> What you have to do
Go over the listing below line by line and tally those containing "index". Give only the tally.

> Supplied data
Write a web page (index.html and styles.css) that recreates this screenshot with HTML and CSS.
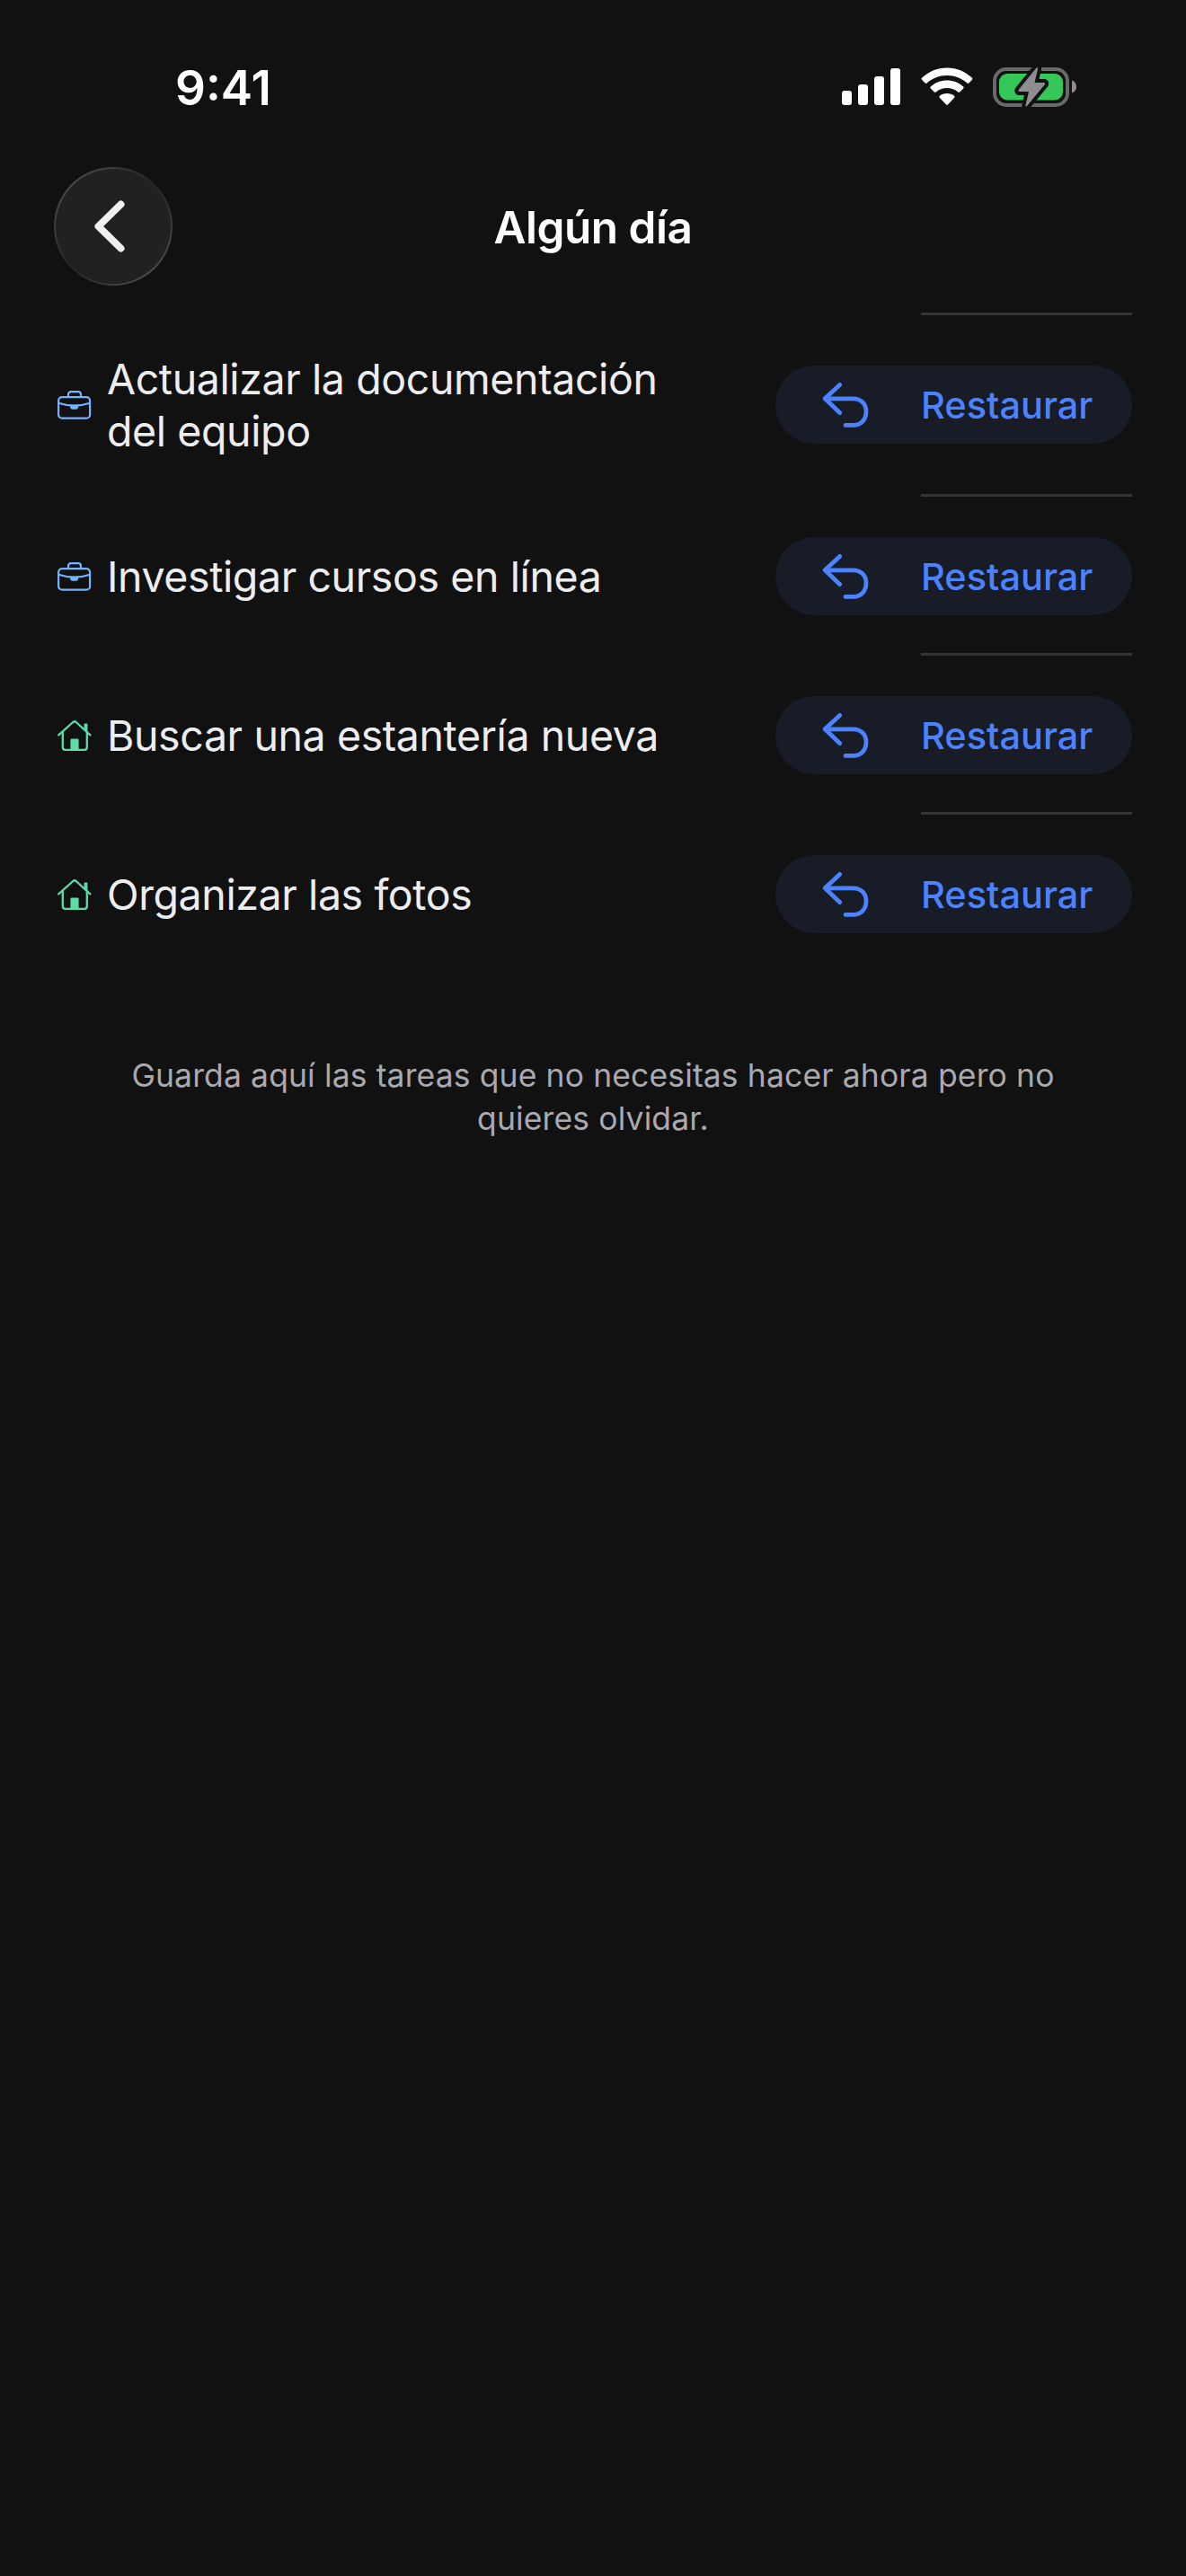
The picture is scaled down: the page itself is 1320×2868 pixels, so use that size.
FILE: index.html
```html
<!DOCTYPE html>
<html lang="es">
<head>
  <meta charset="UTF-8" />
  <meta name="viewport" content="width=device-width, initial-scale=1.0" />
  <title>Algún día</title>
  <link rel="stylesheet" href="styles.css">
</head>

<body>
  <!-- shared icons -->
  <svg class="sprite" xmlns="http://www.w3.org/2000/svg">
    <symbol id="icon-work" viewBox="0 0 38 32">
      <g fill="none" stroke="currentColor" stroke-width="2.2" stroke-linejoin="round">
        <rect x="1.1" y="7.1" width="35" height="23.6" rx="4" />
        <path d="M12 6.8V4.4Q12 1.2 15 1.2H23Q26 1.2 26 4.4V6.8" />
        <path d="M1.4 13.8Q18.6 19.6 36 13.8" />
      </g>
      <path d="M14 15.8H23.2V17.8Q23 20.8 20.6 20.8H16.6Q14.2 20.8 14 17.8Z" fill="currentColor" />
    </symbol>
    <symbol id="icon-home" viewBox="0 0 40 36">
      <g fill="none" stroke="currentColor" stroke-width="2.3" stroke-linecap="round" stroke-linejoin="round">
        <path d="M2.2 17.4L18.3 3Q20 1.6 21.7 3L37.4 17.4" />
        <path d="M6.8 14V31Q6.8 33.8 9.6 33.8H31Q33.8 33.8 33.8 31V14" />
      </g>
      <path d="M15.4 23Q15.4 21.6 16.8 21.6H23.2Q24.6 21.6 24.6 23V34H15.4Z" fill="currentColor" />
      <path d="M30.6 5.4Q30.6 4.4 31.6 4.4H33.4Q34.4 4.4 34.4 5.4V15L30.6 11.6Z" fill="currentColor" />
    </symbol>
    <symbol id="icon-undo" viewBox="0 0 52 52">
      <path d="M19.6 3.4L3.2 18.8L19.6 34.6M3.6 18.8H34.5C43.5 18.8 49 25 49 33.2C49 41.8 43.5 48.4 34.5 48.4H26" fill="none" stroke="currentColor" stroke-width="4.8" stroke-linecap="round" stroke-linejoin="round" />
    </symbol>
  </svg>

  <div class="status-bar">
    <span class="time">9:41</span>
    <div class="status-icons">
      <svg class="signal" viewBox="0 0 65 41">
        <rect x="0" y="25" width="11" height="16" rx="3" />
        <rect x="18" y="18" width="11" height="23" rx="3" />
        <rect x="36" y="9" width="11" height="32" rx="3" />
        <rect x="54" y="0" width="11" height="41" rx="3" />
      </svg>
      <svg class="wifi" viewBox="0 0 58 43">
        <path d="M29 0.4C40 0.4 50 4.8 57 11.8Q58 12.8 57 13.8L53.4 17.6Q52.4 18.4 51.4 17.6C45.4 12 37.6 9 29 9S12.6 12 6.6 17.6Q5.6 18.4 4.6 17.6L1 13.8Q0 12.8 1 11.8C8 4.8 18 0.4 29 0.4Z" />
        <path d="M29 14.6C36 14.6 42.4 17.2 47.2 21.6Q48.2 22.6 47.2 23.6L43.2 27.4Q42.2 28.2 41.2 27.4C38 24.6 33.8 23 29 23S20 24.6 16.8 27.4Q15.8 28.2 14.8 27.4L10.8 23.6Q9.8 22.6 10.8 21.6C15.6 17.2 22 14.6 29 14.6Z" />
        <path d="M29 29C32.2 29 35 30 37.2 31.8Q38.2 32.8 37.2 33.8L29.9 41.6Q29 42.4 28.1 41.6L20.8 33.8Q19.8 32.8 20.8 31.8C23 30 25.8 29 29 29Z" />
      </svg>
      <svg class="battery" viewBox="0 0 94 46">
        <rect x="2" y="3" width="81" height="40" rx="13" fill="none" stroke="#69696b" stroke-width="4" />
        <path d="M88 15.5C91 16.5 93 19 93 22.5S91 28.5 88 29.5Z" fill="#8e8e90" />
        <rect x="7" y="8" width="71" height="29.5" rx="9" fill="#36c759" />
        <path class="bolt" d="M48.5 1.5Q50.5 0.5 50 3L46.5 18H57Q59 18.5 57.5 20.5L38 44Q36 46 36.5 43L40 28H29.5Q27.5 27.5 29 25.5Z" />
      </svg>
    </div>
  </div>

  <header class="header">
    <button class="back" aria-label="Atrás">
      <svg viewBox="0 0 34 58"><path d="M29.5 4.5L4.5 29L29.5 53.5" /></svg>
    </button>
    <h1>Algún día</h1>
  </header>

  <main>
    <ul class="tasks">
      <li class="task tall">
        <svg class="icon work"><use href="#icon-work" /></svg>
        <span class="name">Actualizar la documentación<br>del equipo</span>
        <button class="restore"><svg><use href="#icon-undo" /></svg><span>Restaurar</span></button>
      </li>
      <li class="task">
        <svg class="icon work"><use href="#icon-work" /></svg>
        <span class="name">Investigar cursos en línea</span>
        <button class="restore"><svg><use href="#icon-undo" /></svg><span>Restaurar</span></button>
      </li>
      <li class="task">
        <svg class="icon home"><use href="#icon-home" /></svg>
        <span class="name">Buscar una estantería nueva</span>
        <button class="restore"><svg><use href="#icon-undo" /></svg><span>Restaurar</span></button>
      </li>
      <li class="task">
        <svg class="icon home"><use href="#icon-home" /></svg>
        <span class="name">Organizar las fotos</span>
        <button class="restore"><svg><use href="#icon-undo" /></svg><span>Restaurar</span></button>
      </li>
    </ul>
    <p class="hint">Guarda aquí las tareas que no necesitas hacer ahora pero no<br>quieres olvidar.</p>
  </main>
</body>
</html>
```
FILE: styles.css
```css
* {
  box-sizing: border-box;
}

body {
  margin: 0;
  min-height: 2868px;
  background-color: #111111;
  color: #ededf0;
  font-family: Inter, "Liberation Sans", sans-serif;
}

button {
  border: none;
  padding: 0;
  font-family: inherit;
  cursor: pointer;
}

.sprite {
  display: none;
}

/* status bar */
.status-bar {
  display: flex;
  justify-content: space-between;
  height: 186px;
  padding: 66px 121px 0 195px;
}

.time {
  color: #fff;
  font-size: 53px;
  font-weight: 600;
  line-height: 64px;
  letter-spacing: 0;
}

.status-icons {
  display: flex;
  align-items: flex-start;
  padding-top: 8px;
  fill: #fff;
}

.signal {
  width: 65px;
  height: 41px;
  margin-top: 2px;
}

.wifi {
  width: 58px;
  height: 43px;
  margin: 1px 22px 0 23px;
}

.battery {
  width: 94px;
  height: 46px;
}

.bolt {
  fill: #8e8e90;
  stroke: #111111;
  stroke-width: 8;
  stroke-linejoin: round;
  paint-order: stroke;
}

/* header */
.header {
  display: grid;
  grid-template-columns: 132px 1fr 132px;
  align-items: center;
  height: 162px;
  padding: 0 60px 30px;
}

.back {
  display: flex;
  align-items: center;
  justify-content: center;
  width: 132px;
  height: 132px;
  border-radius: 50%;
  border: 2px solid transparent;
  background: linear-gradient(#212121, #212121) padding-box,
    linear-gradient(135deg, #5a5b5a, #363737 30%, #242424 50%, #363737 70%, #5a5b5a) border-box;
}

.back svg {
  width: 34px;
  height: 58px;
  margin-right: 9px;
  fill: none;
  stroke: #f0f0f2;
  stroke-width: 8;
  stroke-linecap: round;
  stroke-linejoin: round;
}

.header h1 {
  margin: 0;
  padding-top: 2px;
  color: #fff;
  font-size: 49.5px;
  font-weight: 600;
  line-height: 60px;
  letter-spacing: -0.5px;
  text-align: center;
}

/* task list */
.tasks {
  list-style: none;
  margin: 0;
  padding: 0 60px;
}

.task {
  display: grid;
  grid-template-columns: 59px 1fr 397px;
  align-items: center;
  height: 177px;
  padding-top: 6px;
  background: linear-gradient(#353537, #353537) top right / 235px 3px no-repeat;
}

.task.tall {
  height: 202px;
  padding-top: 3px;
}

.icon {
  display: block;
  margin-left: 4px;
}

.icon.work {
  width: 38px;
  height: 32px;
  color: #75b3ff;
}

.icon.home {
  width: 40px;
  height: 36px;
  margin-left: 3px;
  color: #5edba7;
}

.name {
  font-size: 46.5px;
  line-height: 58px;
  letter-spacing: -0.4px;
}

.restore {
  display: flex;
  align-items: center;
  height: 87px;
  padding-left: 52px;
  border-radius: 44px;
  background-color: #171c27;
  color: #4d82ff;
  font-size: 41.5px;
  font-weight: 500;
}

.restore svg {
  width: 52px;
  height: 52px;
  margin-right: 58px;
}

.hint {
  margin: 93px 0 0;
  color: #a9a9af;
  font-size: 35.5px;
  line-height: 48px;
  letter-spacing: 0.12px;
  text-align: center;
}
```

> In response
2